As I was wandering around the old areas of Athens, I stumbled across the entrance to Hadrian’s Library. All that remains of the library itself is part of the wall that flanked the entry to the library, though the ornate Corinthian columns are well preserved.

On the library site, a succession of churches was built after the Roman Empire split. The earliest church was called the Tetraconch Church because it consisted of four semicircles around the altar. Only a few parts remain in the ruin, including this archway and set of three columns:

More strikingly, a part of the Tetraconch Church’s floor mosaic remains. (Note how the ropes at the right-hand side block foot traffic to protect the mosaic.)

Athens, part 6: the gorgeous Athens Metro

Monday, April 28th, 2008

(This is part 6 in a series about my trip to Athens. See parts one, two, three, four, and five.)

Towards the end of my trip in Athens, I started used the beautiful Athens metro to get around. As a word of warning, if you decide to use the metro to get around, be sure to allow time to see the displays and read the signs. Riding the Athens metro is like visiting a museum that happens to have subway tracks through it.

I was fortunate enough to be staying close enough to the historic areas of the Akropolis and the Plaka that I was on foot for the first few days. To see some of the attractions that were farther afield, I had to use the subway.

When you enter the subway, the first thing you notice is that it’s beautiful. Most of the time, the subway is just a way to get around. To be fair, some subway systems are more attractive than others; it is unsurprising that the distinctive art nouveau style of Paris Métropolitain comes to mind. The Athens metro has no advertisements, and even though it has been open for eight years, it is still amazingly clean.

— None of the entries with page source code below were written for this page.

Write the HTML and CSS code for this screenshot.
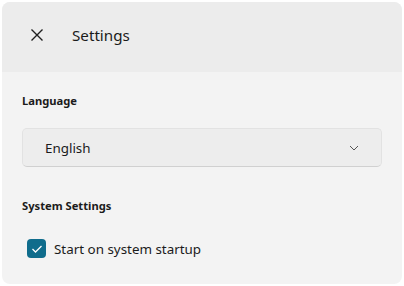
FILE: index.html
```html
<!DOCTYPE html>
<html lang="en">
<head>
  <meta charset="UTF-8" />
  <title>Settings</title>
  <link rel="stylesheet" href="styles.css">
</head>
<body>
  <div class="window">
    <div class="header">
      <button class="close-btn" aria-label="Close">
        <svg width="14" height="14" viewBox="0 0 14 14">
          <path d="M1.5 1.5 L12.5 12.5 M12.5 1.5 L1.5 12.5" stroke="#1f1f1f" stroke-width="1.4" fill="none"/>
        </svg>
      </button>
      <span class="title">Settings</span>
    </div>

    <div class="content">
      <div class="section-label">Language</div>
      <div class="select">
        <span>English</span>
        <svg width="10" height="6" viewBox="0 0 10 6">
          <path d="M1 1 L5 5 L9 1" stroke="#555" stroke-width="1" fill="none"/>
        </svg>
      </div>

      <div class="section-label system">System Settings</div>
      <label class="check-row">
        <span class="checkbox">
          <svg width="12" height="10" viewBox="0 0 12 10">
            <path d="M1.5 5 L4.5 8 L10.5 2" stroke="#fff" stroke-width="1.3" fill="none"/>
          </svg>
        </span>
        Start on system startup
      </label>
    </div>
  </div>
</body>
</html>
```

FILE: styles.css
```css
html, body {
  margin: 0;
  height: 100%;
  background-color: #fff;
  font-family: "Segoe UI", "Noto Sans", "Open Sans", sans-serif;
  color: #1b1b1b;
}

body {
  padding: 2px;
  box-sizing: border-box;
}

.window {
  width: 400px;
  height: 282px;
  border-radius: 8px;
  overflow: hidden;
  background-color: #f3f3f3;
  display: flex;
  flex-direction: column;
}

.header {
  background-color: #ececec;
  height: 70px;
  box-sizing: border-box;
  padding: 0 0 4px 28px;
  display: flex;
  align-items: center;
  flex-shrink: 0;
}

.close-btn {
  border: none;
  background: none;
  padding: 0;
  width: 14px;
  height: 14px;
  display: flex;
  margin-right: 28px;
}

.title {
  font-size: 15.2px;
}

.content {
  padding: 21px 20px 0 20px;
}

.section-label {
  font-size: 11.2px;
  font-weight: 700;
  line-height: 16px;
}

.section-label.system {
  margin-top: 31px;
}

.select {
  margin-top: 19px;
  height: 39px;
  box-sizing: border-box;
  width: 360px;
  border: 1px solid #e2e2e2;
  border-bottom-color: #d0d0d0;
  border-radius: 5px;
  background-color: #ededed;
  display: flex;
  align-items: center;
  justify-content: space-between;
  padding: 0 22px 0 22px;
  font-size: 13.4px;
}

.check-row {
  margin-top: 25px;
  display: flex;
  align-items: center;
  font-size: 13.4px;
  padding-left: 5px;
}

.checkbox {
  width: 19px;
  height: 19px;
  border-radius: 4px;
  background-color: #0f6c8c;
  display: flex;
  align-items: center;
  justify-content: center;
  margin-right: 8px;
}
```
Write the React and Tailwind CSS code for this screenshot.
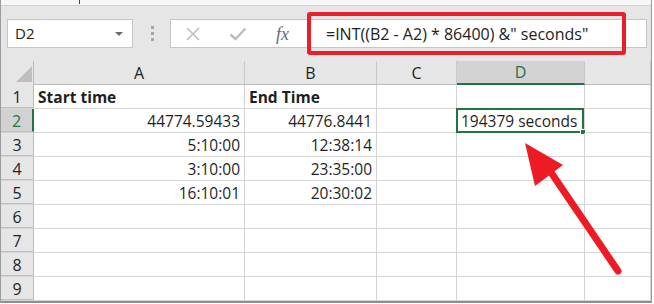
import React from 'react';

const cols = [
  { key: 'A', w: 'w-[211px]' },
  { key: 'B', w: 'w-[132px]' },
  { key: 'C', w: 'w-[80px]' },
  { key: 'D', w: 'w-[128px]' },
  { key: 'E', w: 'flex-1' },
];

const rows = [
  { n: 1, A: 'Start time', B: 'End Time', bold: true },
  { n: 2, A: '44774.59433', B: '44776.8441', D: '194379 seconds' },
  { n: 3, A: '5:10:00', B: '12:38:14' },
  { n: 4, A: '3:10:00', B: '23:35:00' },
  { n: 5, A: '16:10:01', B: '20:30:02' },
  { n: 6 },
  { n: 7 },
  { n: 8 },
  { n: 9 },
];

function Cell({ col, row }) {
  const value = row[col.key];
  const selected = row.n === 2 && col.key === 'D';
  const align = row.bold || col.key === 'D' ? 'justify-start pl-[4px]' : 'justify-end pr-[4px]';
  return (
    <div
      className={`${col.w} h-full relative flex items-center pt-[2px] border-r border-[#d4d4d4] ${align} ${
        row.bold ? 'font-bold' : ''
      }`}
    >
      {selected && (
        <div className="absolute -left-px -top-px -right-0 -bottom-px border-2 border-[#217346]">
          <div className="absolute -right-[4px] -bottom-[4px] w-[6px] h-[6px] bg-[#217346] border border-white" />
        </div>
      )}
      <span className="relative whitespace-nowrap">{value}</span>
    </div>
  );
}

export default function App() {
  return (
    <div className="w-[654px] h-[304px] bg-white overflow-hidden relative text-[#1f1f1f] font-['Open_Sans',sans-serif]">
      <div className="w-[652px] border-l border-r border-[#9c9c9c]">
        {/* ribbon edge */}
        <div className="h-[6px] bg-[#f7f7f7] border-b border-[#d0d0d0] relative">
          <div className="absolute left-[78px] top-0 w-px h-[4px] bg-[#444]" />
        </div>

        <div className="bg-[#e6e6e6]">
          {/* name box + formula bar */}
          <div className="flex items-center pt-[13px] pb-[13px]">
            <div className="ml-[6px] w-[126px] h-[29px] bg-white border border-[#c6c6c6] flex items-center justify-between pl-[7px] pr-[9px]">
              <span className="text-[15px] text-[#222]">D2</span>
              <div className="w-0 h-0 border-l-[4px] border-r-[4px] border-t-[4px] border-l-transparent border-r-transparent border-t-[#6b6b6b]" />
            </div>
            <div className="ml-[18px] flex flex-col gap-[3px]">
              <div className="w-[3px] h-[3px] bg-[#a6a6a6]" />
              <div className="w-[3px] h-[3px] bg-[#a6a6a6]" />
              <div className="w-[3px] h-[3px] bg-[#a6a6a6]" />
            </div>
            <div className="ml-[16px] w-[477px] h-[29px] bg-white border border-[#c6c6c6] flex items-center">
              <svg width="16" height="16" viewBox="0 0 16 16" className="ml-[14px]">
                <path d="M2 2 L14 14 M14 2 L2 14" stroke="#bdbdbd" strokeWidth="1.6" fill="none" />
              </svg>
              <svg width="18" height="14" viewBox="0 0 18 14" className="ml-[28px]">
                <path d="M1.5 7.5 L6.5 12 L16.5 1.5" stroke="#bdbdbd" strokeWidth="2.4" fill="none" />
              </svg>
              <span className="ml-[29px] text-[18px] italic text-[#6b6b6b] font-['Liberation_Serif',serif] leading-none">
                fx
              </span>
              <span className="ml-[37px] text-[16px] text-[#222] whitespace-nowrap">
                =INT((B2 - A2) * 86400) &amp;" seconds"
              </span>
            </div>
          </div>

          {/* column headers */}
          <div className="flex h-[24px]">
            <div className="w-[33px] h-full border-r border-[#bcbcbc] relative">
              <svg width="16" height="16" viewBox="0 0 16 16" className="absolute left-[15px] top-[5px]">
                <path d="M16 0 L16 16 L0 16 Z" fill="#bfbfbf" />
              </svg>
            </div>
            {cols.map((c) => (
              <div
                key={c.key}
                className={`${c.w} h-full flex items-center justify-center text-[16px] border-r border-[#c8c8c8] ${
                  c.key === 'D' ? 'bg-[#d2d2d2] text-[#217346] border-b-2 border-b-[#217346]' : 'border-b border-b-[#bcbcbc]'
                }`}
              >
                {c.key !== 'E' && c.key}
              </div>
            ))}
          </div>
        </div>

        {/* grid */}
        <div className="h-[218px] overflow-hidden border-b-2 border-[#8f8f8f] text-[15.5px]">
          {rows.map((r) => (
            <div key={r.n} className="flex h-[24px] border-b border-[#d4d4d4]">
              <div
                className={`w-[33px] h-full flex items-center justify-center pt-[2px] text-[16px] border-b border-[#c0c0c0] ${
                  r.n === 2
                    ? 'bg-[#d2d2d2] text-[#217346] border-r-2 border-r-[#217346]'
                    : 'bg-[#e6e6e6] border-r border-r-[#bcbcbc]'
                }`}
              >
                {r.n}
              </div>
              {cols.map((c) => (
                <Cell key={c.key} col={c} row={r} />
              ))}
            </div>
          ))}
        </div>
      </div>

      {/* annotation: red box around the formula */}
      <div className="absolute left-[307px] top-[12px] w-[319px] h-[43px] border-4 border-[#e8202a] rounded-[3px]" />

      {/* annotation: arrow */}
      <svg width="654" height="304" viewBox="0 0 654 304" className="absolute left-0 top-0 pointer-events-none">
        <line x1="618" y1="271" x2="548" y2="168" stroke="#ed1c24" strokeWidth="7" strokeLinecap="round" />
        <path d="M525 143 L535 186 L563 165 Z" fill="#ed1c24" />
      </svg>
    </div>
  );
}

Building the Athens metro was a difficult proposition because of the layers of history in the ground in Athens. Due to the need to protect the antiquities discovered when building the metro, the Greek Ministry of Culture was a key partner in the project. Preservation of artifacts discovered during construction meant that completion was slow as archaeologists did painstaking preservation work.

Many of the artifacts unearthed during construction are on display, and are of uniformly high quality. A guide sign in each station relates the position of the station to where the archeological activities occurred.

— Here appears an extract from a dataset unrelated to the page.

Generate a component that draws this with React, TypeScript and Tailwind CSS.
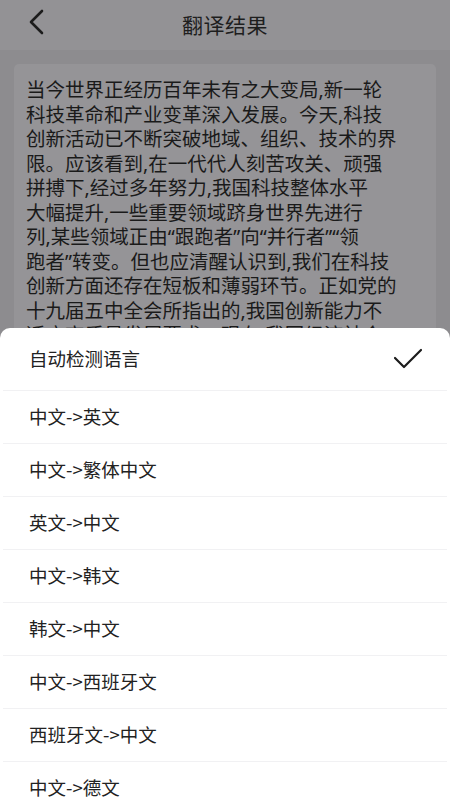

It is quite funny to realize that many Athens subway stations have better exhibitions of ancient Greek artifacts than many museums! Here is an excellent example of how the displays are just part of the museum. At the Ακρόπολη (Akropoli) station, there is a large pottery display just beyond the ticket barriers.

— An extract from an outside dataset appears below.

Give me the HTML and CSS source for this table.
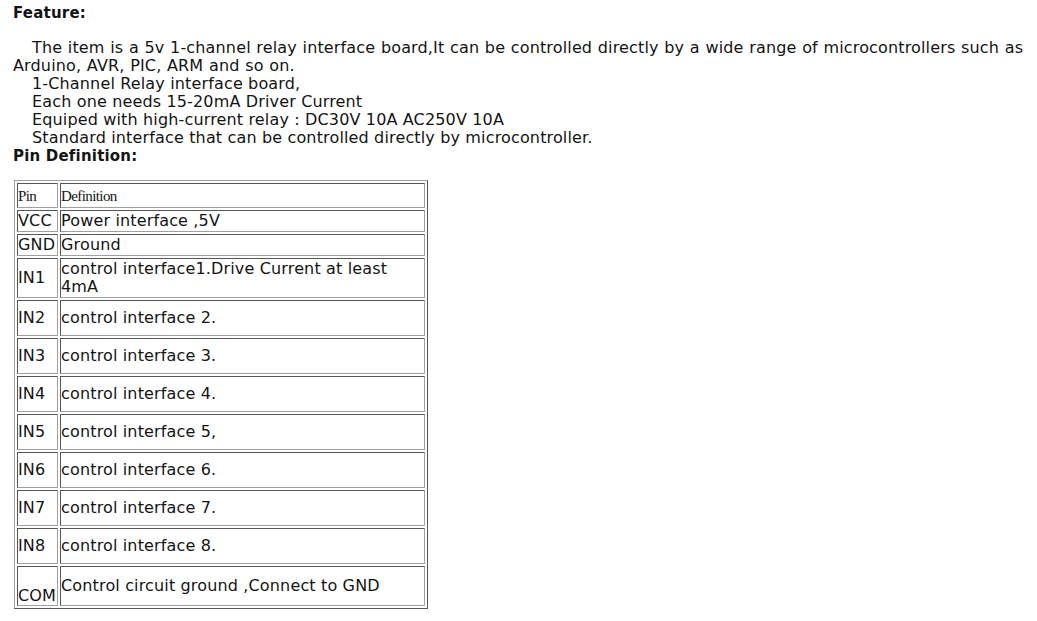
FILE: index.html
```html
<!DOCTYPE html>
<html>
<head>
<meta charset="utf-8">
<link rel="stylesheet" href="styles.css">
</head>
<body>
<div class="page">
  <div class="heading">Feature:</div>
  <div class="feature">
    <p class="intro">The item is a 5v 1-channel relay interface board,It can be controlled directly by a wide range of microcontrollers such as Arduino, AVR, PIC, ARM and so on.</p>
    <p class="item">1-Channel Relay interface board,</p>
    <p class="item">Each one needs 15-20mA Driver Current</p>
    <p class="item">Equiped with high-current relay : DC30V 10A AC250V 10A</p>
    <p class="item">Standard interface that can be controlled directly by microcontroller.</p>
  </div>
  <div class="heading">Pin Definition:</div>
  <table class="pins">
    <tr class="head"><td class="pin">Pin</td><td class="def">Definition</td></tr>
    <tr class="short"><td class="pin">VCC</td><td class="def">Power interface ,5V</td></tr>
    <tr class="short"><td class="pin">GND</td><td class="def">Ground</td></tr>
    <tr class="two"><td class="pin">IN1</td><td class="def">control interface1.Drive Current at least 4mA</td></tr>
    <tr class="tall"><td class="pin">IN2</td><td class="def">control interface 2.</td></tr>
    <tr class="tall"><td class="pin">IN3</td><td class="def">control interface 3.</td></tr>
    <tr class="tall"><td class="pin">IN4</td><td class="def">control interface 4.</td></tr>
    <tr class="tall"><td class="pin">IN5</td><td class="def">control interface 5,</td></tr>
    <tr class="tall"><td class="pin">IN6</td><td class="def">control interface 6.</td></tr>
    <tr class="tall"><td class="pin">IN7</td><td class="def">control interface 7.</td></tr>
    <tr class="tall"><td class="pin">IN8</td><td class="def">control interface 8.</td></tr>
    <tr class="com"><td class="pin bottom">COM</td><td class="def">Control circuit ground ,Connect to GND</td></tr>
  </table>
</div>
</body>
</html>
```

FILE: styles.css
```css
html, body {
  margin: 0;
  padding: 0;
  background: #ffffff;
}
.page {
  padding: 4px 0 0 13px;
  font-family: "DejaVu Sans", Verdana, sans-serif;
  font-size: 16px;
  letter-spacing: 0.15px;
  line-height: 18px;
  color: #141414;
}
.heading {
  font-weight: bold;
  font-size: 15px;
  letter-spacing: 0.2px;
  line-height: 18px;
}
.feature {
  margin-top: 17px;
  width: 1018px;
}
.feature p {
  margin: 0;
}
.intro {
  text-indent: 19px;
  word-spacing: 0.4px;
}
.item {
  padding-left: 19px;
}
.pins {
  margin-top: 15px;
  margin-left: 1px;
  border-collapse: separate;
  border-spacing: 2px;
  border: 1px solid #a0a0a0;
  border-right-color: #555555;
  border-bottom-color: #555555;
  width: 414px;
}
.pins td {
  border: 1px solid #555555;
  border-right-color: #a0a0a0;
  border-bottom-color: #a0a0a0;
  padding: 0 1px 0 0;
  vertical-align: middle;
}
.pins .pin {
  width: 38px;
}
.pins .head td {
  font-family: "Liberation Serif", "Times New Roman", serif;
  font-size: 15px;
  letter-spacing: -0.6px;
  height: 23px;
}
.pins .short td {
  height: 20px;
}
.pins .two td {
  height: 38px;
}
.pins .tall td {
  height: 34px;
}
.pins .com td {
  height: 38px;
}
.pins .bottom {
  vertical-align: bottom;
}
```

When you get down to the platform, the station just gleams. Without advertisements to clutter up the wall, the exhibition continues. On the platform of the Akropoli station, there is a replica of the Parthenon frieze that is currently on display in the British Museum.

In the lobby of the station, another replica, this time of part of the sculptures from the pediment of the Parthenon.

The main transfer point for metro riders is Σύνταγμα (Syntagma, meaning “constitution”), and the station has the largest exhibition. At the lobby level, a wall shows how layers of history accrete over time.

My favorite exhibit was at Ευαγγελισμός (Evangelismos), the station closest to Lycabettus Hill. As I was walking briskly towards the exit, I saw an ancient aqueduct on display. Nearby signs discuss how the aqueduct was built and maintained, and what was learned about the route of the aqueduct building the station.

Athens, part 5: the Ancient Agora

Sunday, April 27th, 2008

(This is part 5 in a series about my trip to Athens. See parts one, two, three, and four.)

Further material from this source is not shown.